メアリーメイン、そして今回のフォーナギーです。
フォーナギーはロンドン大学の新米講師だった時、ボウルビィが客員教授として出会い、講義を受けることになったそうです。
メンタライジング
メンタライジングとは、このように説明してます。
世界に関する体験を仲介する「心」という物があるということを悟るプロセス
ということです。
これは、「私はこう感じている」というような自己認識ではなく、心全般に関する知識のことだそうです。
また、反省機能という言葉も使用してます。
反省機能
反省機能とは、自分が悪いと責めることではなく、自分自身や他者を心理的な深みを持つ存在としてみることができるということです。

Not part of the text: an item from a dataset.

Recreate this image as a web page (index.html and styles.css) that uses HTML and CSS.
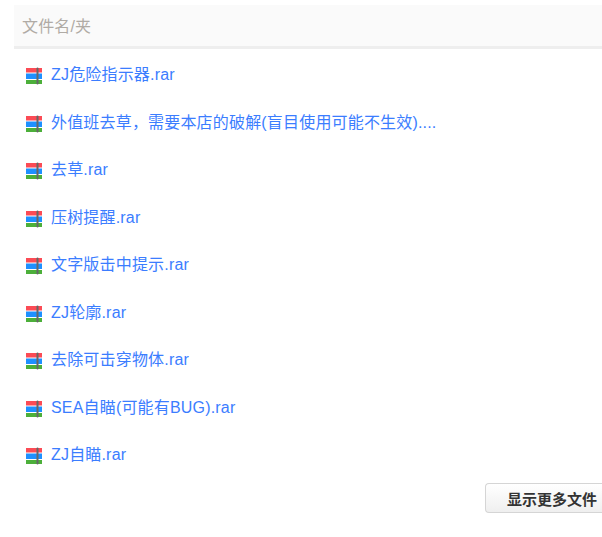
FILE: index.html
```html
<!DOCTYPE html>
<html lang="zh-CN">
<head>
<meta charset="utf-8">
<title>文件</title>
<link rel="stylesheet" href="styles.css">
</head>
<body>
<div class="panel">
  <div class="head">文件名/夹</div>
  <ul class="files">
    <li class="file"><svg class="ico" viewBox="0 0 18 18"><use href="#rar"/></svg><a>ZJ危险指示器.rar</a></li>
    <li class="file"><svg class="ico" viewBox="0 0 18 18"><use href="#rar"/></svg><a>外值班去草，需要本店的破解(盲目使用可能不生效)....</a></li>
    <li class="file"><svg class="ico" viewBox="0 0 18 18"><use href="#rar"/></svg><a>去草.rar</a></li>
    <li class="file"><svg class="ico" viewBox="0 0 18 18"><use href="#rar"/></svg><a>压树提醒.rar</a></li>
    <li class="file"><svg class="ico" viewBox="0 0 18 18"><use href="#rar"/></svg><a>文字版击中提示.rar</a></li>
    <li class="file"><svg class="ico" viewBox="0 0 18 18"><use href="#rar"/></svg><a>ZJ轮廓.rar</a></li>
    <li class="file"><svg class="ico" viewBox="0 0 18 18"><use href="#rar"/></svg><a>去除可击穿物体.rar</a></li>
    <li class="file"><svg class="ico" viewBox="0 0 18 18"><use href="#rar"/></svg><a>SEA自瞄(可能有BUG).rar</a></li>
    <li class="file"><svg class="ico" viewBox="0 0 18 18"><use href="#rar"/></svg><a>ZJ自瞄.rar</a></li>
  </ul>
  <div class="more"><button class="btn">显示更多文件</button></div>
</div>
<svg class="defs" width="0" height="0">
  <symbol id="rar" viewBox="0 0 18 18">
    <rect x="1" y="1" width="16" height="4.5" fill="#fb4b55"/>
    <rect x="1" y="6.5" width="16" height="5.5" fill="#1e90ff"/>
    <rect x="1" y="13" width="16" height="4" fill="#4caf3a"/>
    <rect x="11.5" y="0.5" width="2" height="17" rx="1" fill="#666"/>
  </symbol>
</svg>
</body>
</html>
```
FILE: styles.css
```css
html, body { margin: 0; padding: 0; background: #fff; }
body { width: 602px; height: 537px; overflow: hidden; font-family: "Liberation Sans", "Noto Sans CJK SC", sans-serif; font-size: 16px; }
.panel { padding: 5px 0 0 14px; }
.head { height: 41px; line-height: 43px; padding-left: 8px; background: #fafafa; border-bottom: 3px solid #eee; color: #b0aba5; letter-spacing: 0.15px; }
.files { list-style: none; margin: 0; padding: 0.5px 0 0; }
.file { display: flex; align-items: center; height: 47.5px; padding-left: 11px; }
.ico { width: 18px; height: 18px; margin: 6px 8px 0 0; flex: none; }
.file a { color: #3b7dff; letter-spacing: 0.18px; }
.more { display: flex; justify-content: flex-end; margin-top: 6px; }
.btn { width: 117px; height: 30px; padding: 0 0 0 16px; border: 1px solid #d5d5d5; border-right: 0; border-radius: 4px 0 0 4px; background: linear-gradient(#fff, #efefef); color: #333; font: bold 15px "Liberation Sans", "Noto Sans CJK SC", sans-serif; white-space: nowrap; }
.defs { position: absolute; }
```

これは、以前「意味まで考える」という解釈をしたことがあります。
その人の表面的な態度とか言語だけでなく、「その時あの人はどんな状況でどんな具合になって、あのような言葉を吐いたのか」というところまで深めて理解しようとすることです。
思慮深さとか冷静さなどが必要になります。
すごく難しいのですが、これができる人とできない人では、同じ問題を前にしても、その人に及ぼす影響やその後の展開、将来まで大きく違ってくるのは想像がつきます。
このような反省機能を備えた人は、強いメンタライジング力を持って、問題を解決していくことが、低い人よりも可能になります。
これは、カウンセラーなどの支援者にも言えることで、表面的な言葉などに反応ばかりする人は、話を深めたり、目の前の人が言葉にできない言葉を受け取ることは難しくなります。
では、どのような人が強いメンタライジング力があるのかを、お伝えします。
強いメンタライジング力のある人の特徴
1. 心理状態というものの本質に気づいていること
- 自分自身や他者に関する私たちの理解は、いつも決まって不完全だということ。
- 人は、痛みを最小限に抑えるために心理状態を修正するかもしれないということ。
- 人は、内的状態を意識的に偽るかもしれないということ。
- 一定の状況においては、一定の心理的反応が予測できるということ。
2. 行動の根底にある心理状態を詳しく識別しようと心がけていること
- 行動について、信念・感情・願望の見地からもっともな説明ができること。
- 他者に関する私たちの解釈が、自分自身の心理状態の影響を受けているかもしれないということを理解していること。
- ある状況に関する感情が、その状況の客観的見地とは一致していないかもしれないということを悟っていること。
3. 心理状態の「発達的」様相を認識していること
- 昨日感じたことは、今日あるいは明日感じることとは異なっているかもしれないということ。
- 親の行動は、親自身の親の行動により形作られていると同時に、その子どもの行動を形作ってもいるということ。
- 児童期の視点は、しばしば成人としての理解の見地から修正される必要があるということ。
4. 面接者に関連する心理状態に気づいていること
- 話さなければ治療者は患者が知っていることを知ることはできないということ。
- 治療者は、患者の物語に対し、治療者自身の固有の情緒的応答をするかもしれないということ。
- 治療者の成育史とその結果としての心理状態は、患者のそれとはかなり異なっているかもしれないということ。
このような高い反省力を持つ親は、そうでない親よりも3から4倍以上、安定型の子供を育てる可能性があると、追跡調査によって示したそうです。
また、強い反省力には、不利な愛着史のせいでそのまま行くと「不安定型」の子供を育てるところを、その世代にわたる悪循環を壊す力もあると言ってます。